• Stated goal: Search the material for the string "styles" and copy each line where it occurs.

=== Raw data ===

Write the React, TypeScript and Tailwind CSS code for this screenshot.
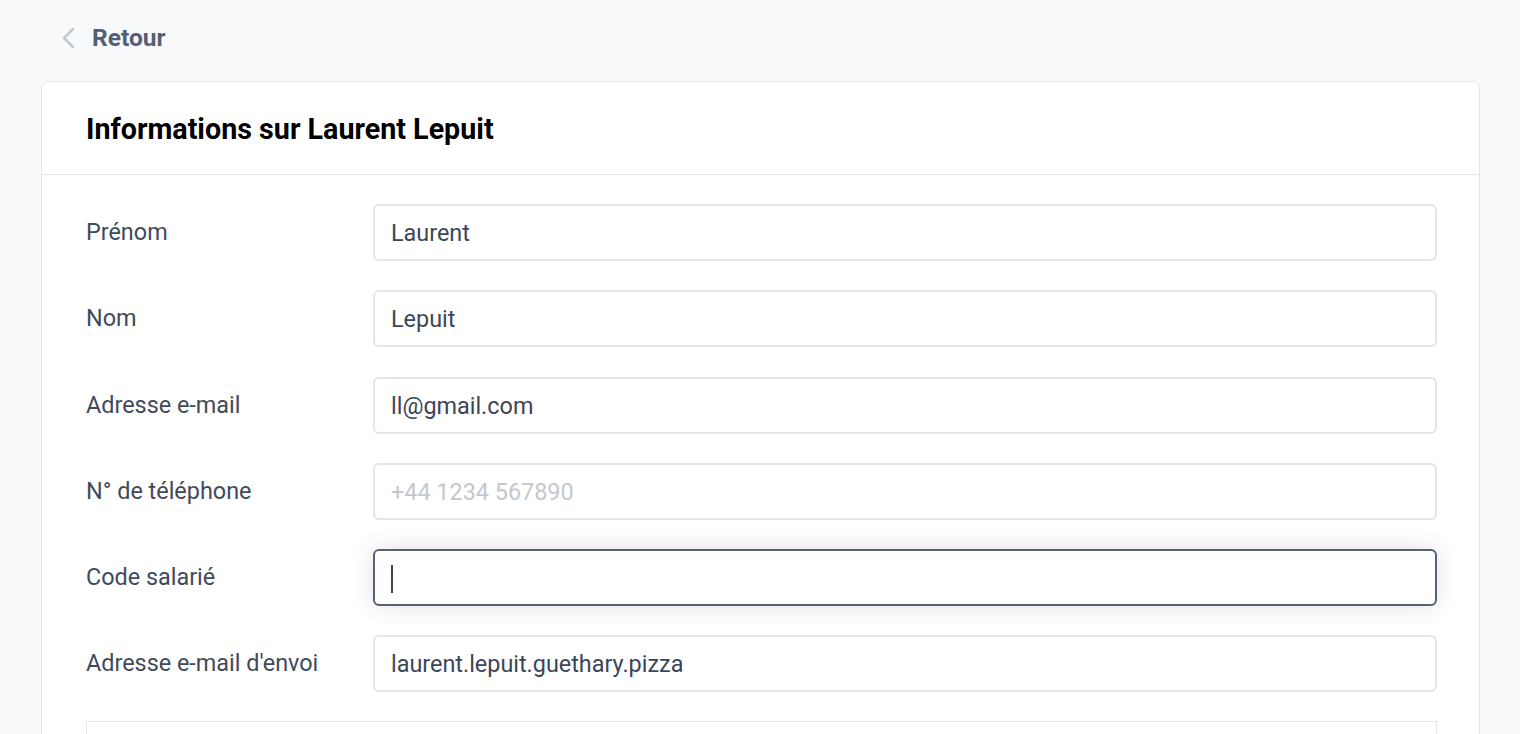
import React from "react";

const rows: { label: string; value?: string; placeholder?: string; focused?: boolean }[] = [
  { label: "Prénom", value: "Laurent" },
  { label: "Nom", value: "Lepuit" },
  { label: "Adresse e-mail", value: "ll@gmail.com" },
  { label: "N° de téléphone", placeholder: "+44 1234 567890" },
  { label: "Code salarié", focused: true },
  { label: "Adresse e-mail d'envoi", value: "laurent.lepuit.guethary.pizza" },
];

export default function App() {
  return (
    <div className="min-h-[734px] h-[734px] overflow-hidden bg-[#f8f9fb] font-['Roboto',sans-serif]">
      <div className="pl-[41px] pr-[40px] pt-[22px]">
        <div className="flex items-center h-[30px] pl-[20px] gap-[15px] pt-[2px]">
          <svg width="16" height="22" viewBox="0 0 16 22" fill="none">
            <path d="M12 2 L3 11 L12 20" stroke="#c3c9d2" strokeWidth="2.6" strokeLinecap="round" strokeLinejoin="round" />
          </svg>
          <span className="text-[24.5px] font-bold text-[#536073] leading-none">Retour</span>
        </div>
        <div className="mt-[29px] bg-white border border-[#e3e6eb] rounded-[7px]">
          <div className="h-[93px] flex items-center pl-[44px] pr-[42px] border-b border-[#e3e6eb]">
            <h1 className="text-[28.7px] font-bold text-black leading-none pt-[2px]">Informations sur Laurent Lepuit</h1>
          </div>
          <div className="pl-[44px] pr-[42px] pt-[29px] pb-[20px]">
            <div className="flex flex-col gap-[29.3px]">
              {rows.map((r) => (
                <div key={r.label} className="flex items-center">
                  <div className="w-[287px] text-[23.4px] text-[#3f4a5c]">{r.label}</div>
                  <div
                    className={
                      "flex-1 h-[57px] rounded-[6px] border-2 bg-white flex items-center px-[16px] pt-[2px] text-[23.4px] " +
                      (r.focused
                        ? "border-[#556275] shadow-[0_0_24px_rgba(0,0,0,0.12)]"
                        : "border-[#e2e5ea]")
                    }
                  >
                    {r.focused ? (
                      <span className="w-[2px] h-[28px] bg-[#3c4657]" />
                    ) : r.value ? (
                      <span className="text-[#3c4657]">{r.value}</span>
                    ) : (
                      <span className="text-[#c3c8cf]">{r.placeholder}</span>
                    )}
                  </div>
                </div>
              ))}
            </div>
            <div className="mt-[29px] h-[60px] border border-[#e3e6eb]" />
          </div>
        </div>
      </div>
    </div>
  );
}
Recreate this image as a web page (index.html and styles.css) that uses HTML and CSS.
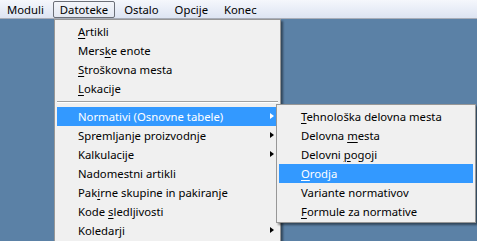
FILE: index.html
```html
<!DOCTYPE html>
<html>
<head>
<meta charset="utf-8">
<link rel="stylesheet" href="styles.css">
</head>
<body>
<div class="app">
  <div class="menubar">
    <span class="mb-item">Moduli</span>
    <span class="mb-item active">Datoteke</span>
    <span class="mb-item">Ostalo</span>
    <span class="mb-item">Opcije</span>
    <span class="mb-item">Konec</span>
  </div>

  <div class="menu main-menu">
    <div class="mi"><span><u>A</u>rtikli</span></div>
    <div class="mi"><span>Mers<u>k</u>e enote</span></div>
    <div class="mi"><span><u>S</u>troškovna mesta</span></div>
    <div class="mi"><span><u>L</u>okacije</span></div>
    <div class="sep"></div>
    <div class="mi hl"><span>Normativi (Osnovne tabele)</span><i class="arrow"></i></div>
    <div class="mi"><span>Spremljanje proizvodnje</span><i class="arrow"></i></div>
    <div class="mi"><span>Kalkulacije</span><i class="arrow"></i></div>
    <div class="mi"><span>Nadomestni artikli</span></div>
    <div class="mi"><span>Pak<u>i</u>rne skupine in pakiranje</span></div>
    <div class="mi"><span>Kode <u>s</u>ledljivosti</span></div>
    <div class="mi"><span>Koledarji</span><i class="arrow"></i></div>
  </div>

  <div class="menu sub-menu">
    <div class="mi"><span><u>T</u>ehnološka delovna mesta</span></div>
    <div class="mi"><span>Delovna <u>m</u>esta</span></div>
    <div class="mi"><span>Delovni <u>p</u>ogoji</span></div>
    <div class="mi hl"><span><u>O</u>rodja</span></div>
    <div class="mi"><span>Variante normativov</span></div>
    <div class="mi"><span><u>F</u>ormule za normative</span></div>
  </div>
</div>
</body>
</html>
```
FILE: styles.css
```css
html, body {
  margin: 0;
  padding: 0;
}
body {
  width: 477px;
  height: 241px;
  overflow: hidden;
  background: #5b81a6;
  font-family: "Noto Sans", "DejaVu Sans", sans-serif;
  font-size: 11.3px;
  color: #000;
}
.app {
  position: relative;
  width: 477px;
  height: 241px;
  overflow: hidden;
}
.menubar {
  height: 18px;
  display: flex;
  align-items: center;
  padding-left: 0;
  background: linear-gradient(#f5f7fc, #dde4f2);
  border-bottom: 1px solid #a8adb8;
  box-sizing: content-box;
}
.mb-item {
  padding: 0 6px;
  height: 15px;
  line-height: 15px;
  border: 1px solid transparent;
  margin-right: 2px;
}
.mb-item.active {
  border-color: #6b6f78;
  border-radius: 2px;
  background: linear-gradient(#f3f5fa, #e3e8f2);
}
.menu {
  position: absolute;
  background: #f0f0f0;
  border: 1px solid #979797;
  box-shadow: 2px 2px 2px rgba(0,0,0,0.45);
  padding: 2px;
  box-sizing: border-box;
}
.main-menu {
  left: 54px;
  top: 19px;
  width: 227px;
  height: 222px;
  border-bottom: none;
}
.sub-menu {
  left: 276px;
  top: 104px;
  width: 200px;
  padding-bottom: 1px;
}
.mi {
  position: relative;
  height: 19px;
  line-height: 19px;
  display: flex;
  align-items: center;
}
.main-menu .mi { padding-left: 21px; }
.sub-menu .mi { padding-left: 22px; }
.mi u {
  text-decoration: underline;
  text-underline-offset: 2px;
}
.mi.hl {
  background: #3399ff;
  color: #fff;
}
.arrow {
  position: absolute;
  left: 213px;
  top: 6px;
  width: 0;
  height: 0;
  border-top: 3.5px solid transparent;
  border-bottom: 3.5px solid transparent;
  border-left: 4px solid #000;
}
.mi.hl .arrow {
  border-left-color: #fff;
}
.sep {
  height: 9px;
  position: relative;
}
.sep::before {
  content: "";
  position: absolute;
  left: 0;
  right: 0;
  top: 3px;
  border-top: 1px solid #a0a0a0;
  border-bottom: 1px solid #ffffff;
}
```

===

• Completed task:
Recreate this image as a web page (index.html and styles.css) that uses HTML and CSS.
<link rel="stylesheet" href="styles.css">
FILE: styles.css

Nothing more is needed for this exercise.